▸ **OBJECTIVE**:
Transcribe each line of the material as it is, and drop any picture.

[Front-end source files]

------------------------------------------------------------------------

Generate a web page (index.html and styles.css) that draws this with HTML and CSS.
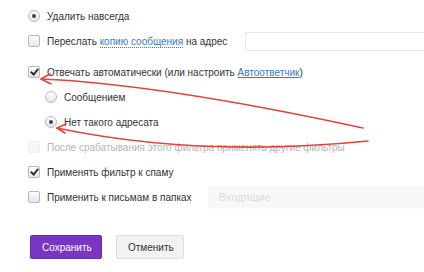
FILE: index.html
```html
<!DOCTYPE html>
<html lang="ru">
<head>
  <meta charset="UTF-8" />
  <meta name="viewport" content="width=device-width, initial-scale=1.0">
  <title>Фильтр</title>
  <link rel="stylesheet" href="styles.css">
</head>
<body>

  <form class="filter">
    <label class="row">
      <span class="radio checked"></span>
      <span>Удалить навсегда</span>
    </label>

    <label class="row">
      <span class="box"></span>
      <span>Переслать <a class="dotted" href="#">копию сообщения</a> на адрес</span>
      <input class="addr" type="text">
    </label>

    <label class="row gap-top">
      <span class="box checked"></span>
      <span>Отвечать автоматически (или настроить <a class="link" href="#">Автоответчик</a>)</span>
    </label>

    <label class="row sub">
      <span class="radio"></span>
      <span>Сообщением</span>
    </label>

    <label class="row sub">
      <span class="radio checked"></span>
      <span>Нет такого адресата</span>
    </label>

    <label class="row disabled">
      <span class="box"></span>
      <span>После срабатывания этого фильтра применять другие фильтры</span>
    </label>

    <label class="row">
      <span class="box checked"></span>
      <span>Применять фильтр к спаму</span>
    </label>

    <label class="row">
      <span class="box"></span>
      <span>Применить к письмам в папках</span>
      <span class="folder">Входящие</span>
    </label>

    <div class="buttons">
      <button type="button" class="btn save">Сохранить</button>
      <button type="button" class="btn cancel">Отменить</button>
    </div>
  </form>

  <!-- стрелки поверх скриншота -->
  <svg class="arrows" width="424" height="272" viewBox="0 0 424 272">
    <g fill="none" stroke="#e0443c" stroke-width="1.6" stroke-linecap="round" stroke-linejoin="round">
      <path d="M363 128 Q160 84 41 79" />
      <path d="M50 74 L41 79 L51 84" />
      <path d="M368 141 Q200 158 57 128" />
      <path d="M66 124 L57 128 L65 133" />
    </g>
  </svg>

</body>
</html>
```

FILE: styles.css
```css
body {
  margin: 0;
  font-family: "Liberation Sans", Arial, sans-serif;
  font-size: 10px;
  color: #333;
  background: #fff;
  overflow: hidden;
  position: relative;
}

.filter {
  display: flex;
  flex-direction: column;
  gap: 11px;
  padding: 9px 0 0 28px;
}

.row {
  display: flex;
  align-items: center;
  height: 14px;
  gap: 7px;
  white-space: nowrap;
}

.row.gap-top {
  margin-top: 6px;
}

.row.sub {
  padding-left: 17px;
}

.row.disabled {
  color: #b5b5b5;
}

.box, .radio {
  flex: none;
  width: 10px;
  height: 10px;
  border: 1px solid #b9b9b9;
  background: linear-gradient(#fdfdfd, #e6e6e6);
  box-sizing: content-box;
  position: relative;
}

.box {
  border-radius: 2px;
}

.radio {
  border-radius: 50%;
}

.box.checked::after {
  content: "";
  position: absolute;
  left: 3px;
  top: 0;
  width: 3px;
  height: 6px;
  border: solid #333;
  border-width: 0 2px 2px 0;
  transform: rotate(40deg);
}

.radio.checked::after {
  content: "";
  position: absolute;
  left: 3px;
  top: 3px;
  width: 4px;
  height: 4px;
  border-radius: 50%;
  background: #444;
}

.disabled .box {
  border-color: #f0f0f0;
  background: #f7f7f7;
}

a {
  color: #3a78c3;
  text-decoration: none;
}

a.dotted {
  border-bottom: 1px dotted #3a78c3;
}

a.link {
  text-decoration: underline;
}

.addr {
  flex: 1;
  min-width: 0;
  height: 19px;
  margin-left: 11px;
  border: 1px solid #e6e6e6;
  border-right: 0;
  border-radius: 2px 0 0 2px;
  box-sizing: border-box;
}

.folder {
  flex: 1;
  height: 23px;
  margin-left: 9px;
  padding-left: 11px;
  line-height: 23px;
  background: #f8f8f8;
  color: #dcdcdc;
  font-size: 11px;
}

.buttons {
  display: flex;
  gap: 14px;
  margin: 20px 0 0 2px;
}

.btn {
  height: 24px;
  padding: 0 11px;
  font-family: inherit;
  font-size: 10px;
  border-radius: 2px;
  cursor: pointer;
}

.save {
  width: 72px;
  background: #7a35c2;
  border: 1px solid #6c2bb3;
  color: #fff;
}

.cancel {
  width: 68px;
  background: #f2f2f2;
  border: 1px solid #dedede;
  color: #333;
}

.arrows {
  position: absolute;
  left: 0;
  top: 0;
  pointer-events: none;
}
```
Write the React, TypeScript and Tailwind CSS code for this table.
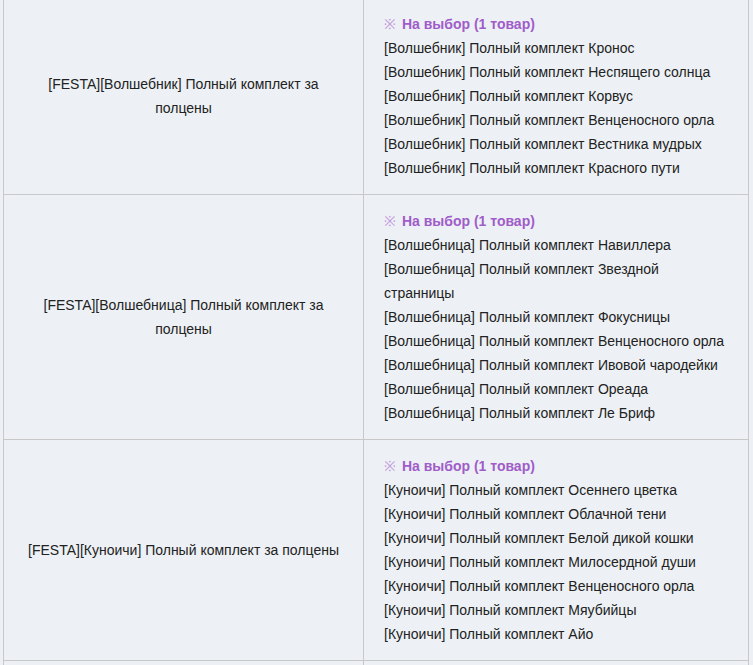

------------------------------------------------------------------------

▸ **THE RESPONSE**:
Generate a web page (index.html and styles.css) that draws this with HTML and CSS.
FILE: index.html
```html
<!DOCTYPE html>
<html lang="ru">
<head>
  <meta charset="UTF-8" />
  <meta name="viewport" content="width=device-width, initial-scale=1.0">
  <title>Фильтр</title>
  <link rel="stylesheet" href="styles.css">
</head>
<body>

  <form class="filter">
    <label class="row">
      <span class="radio checked"></span>
      <span>Удалить навсегда</span>
    </label>

    <label class="row">
      <span class="box"></span>
      <span>Переслать <a class="dotted" href="#">копию сообщения</a> на адрес</span>
      <input class="addr" type="text">
    </label>

    <label class="row gap-top">
      <span class="box checked"></span>
      <span>Отвечать автоматически (или настроить <a class="link" href="#">Автоответчик</a>)</span>
    </label>

    <label class="row sub">
      <span class="radio"></span>
      <span>Сообщением</span>
    </label>

    <label class="row sub">
      <span class="radio checked"></span>
      <span>Нет такого адресата</span>
    </label>

    <label class="row disabled">
      <span class="box"></span>
      <span>После срабатывания этого фильтра применять другие фильтры</span>
    </label>

    <label class="row">
      <span class="box checked"></span>
      <span>Применять фильтр к спаму</span>
    </label>

    <label class="row">
      <span class="box"></span>
      <span>Применить к письмам в папках</span>
      <span class="folder">Входящие</span>
    </label>

    <div class="buttons">
      <button type="button" class="btn save">Сохранить</button>
      <button type="button" class="btn cancel">Отменить</button>
    </div>
  </form>

  <!-- стрелки поверх скриншота -->
  <svg class="arrows" width="424" height="272" viewBox="0 0 424 272">
    <g fill="none" stroke="#e0443c" stroke-width="1.6" stroke-linecap="round" stroke-linejoin="round">
      <path d="M363 128 Q160 84 41 79" />
      <path d="M50 74 L41 79 L51 84" />
      <path d="M368 141 Q200 158 57 128" />
      <path d="M66 124 L57 128 L65 133" />
    </g>
  </svg>

</body>
</html>
```

FILE: styles.css
```css
body {
  margin: 0;
  font-family: "Liberation Sans", Arial, sans-serif;
  font-size: 10px;
  color: #333;
  background: #fff;
  overflow: hidden;
  position: relative;
}

.filter {
  display: flex;
  flex-direction: column;
  gap: 11px;
  padding: 9px 0 0 28px;
}

.row {
  display: flex;
  align-items: center;
  height: 14px;
  gap: 7px;
  white-space: nowrap;
}

.row.gap-top {
  margin-top: 6px;
}

.row.sub {
  padding-left: 17px;
}

.row.disabled {
  color: #b5b5b5;
}

.box, .radio {
  flex: none;
  width: 10px;
  height: 10px;
  border: 1px solid #b9b9b9;
  background: linear-gradient(#fdfdfd, #e6e6e6);
  box-sizing: content-box;
  position: relative;
}

.box {
  border-radius: 2px;
}

.radio {
  border-radius: 50%;
}

.box.checked::after {
  content: "";
  position: absolute;
  left: 3px;
  top: 0;
  width: 3px;
  height: 6px;
  border: solid #333;
  border-width: 0 2px 2px 0;
  transform: rotate(40deg);
}

.radio.checked::after {
  content: "";
  position: absolute;
  left: 3px;
  top: 3px;
  width: 4px;
  height: 4px;
  border-radius: 50%;
  background: #444;
}

.disabled .box {
  border-color: #f0f0f0;
  background: #f7f7f7;
}

a {
  color: #3a78c3;
  text-decoration: none;
}

a.dotted {
  border-bottom: 1px dotted #3a78c3;
}

a.link {
  text-decoration: underline;
}

.addr {
  flex: 1;
  min-width: 0;
  height: 19px;
  margin-left: 11px;
  border: 1px solid #e6e6e6;
  border-right: 0;
  border-radius: 2px 0 0 2px;
  box-sizing: border-box;
}

.folder {
  flex: 1;
  height: 23px;
  margin-left: 9px;
  padding-left: 11px;
  line-height: 23px;
  background: #f8f8f8;
  color: #dcdcdc;
  font-size: 11px;
}

.buttons {
  display: flex;
  gap: 14px;
  margin: 20px 0 0 2px;
}

.btn {
  height: 24px;
  padding: 0 11px;
  font-family: inherit;
  font-size: 10px;
  border-radius: 2px;
  cursor: pointer;
}

.save {
  width: 72px;
  background: #7a35c2;
  border: 1px solid #6c2bb3;
  color: #fff;
}

.cancel {
  width: 68px;
  background: #f2f2f2;
  border: 1px solid #dedede;
  color: #333;
}

.arrows {
  position: absolute;
  left: 0;
  top: 0;
  pointer-events: none;
}
```
Write the React, TypeScript and Tailwind CSS code for this table.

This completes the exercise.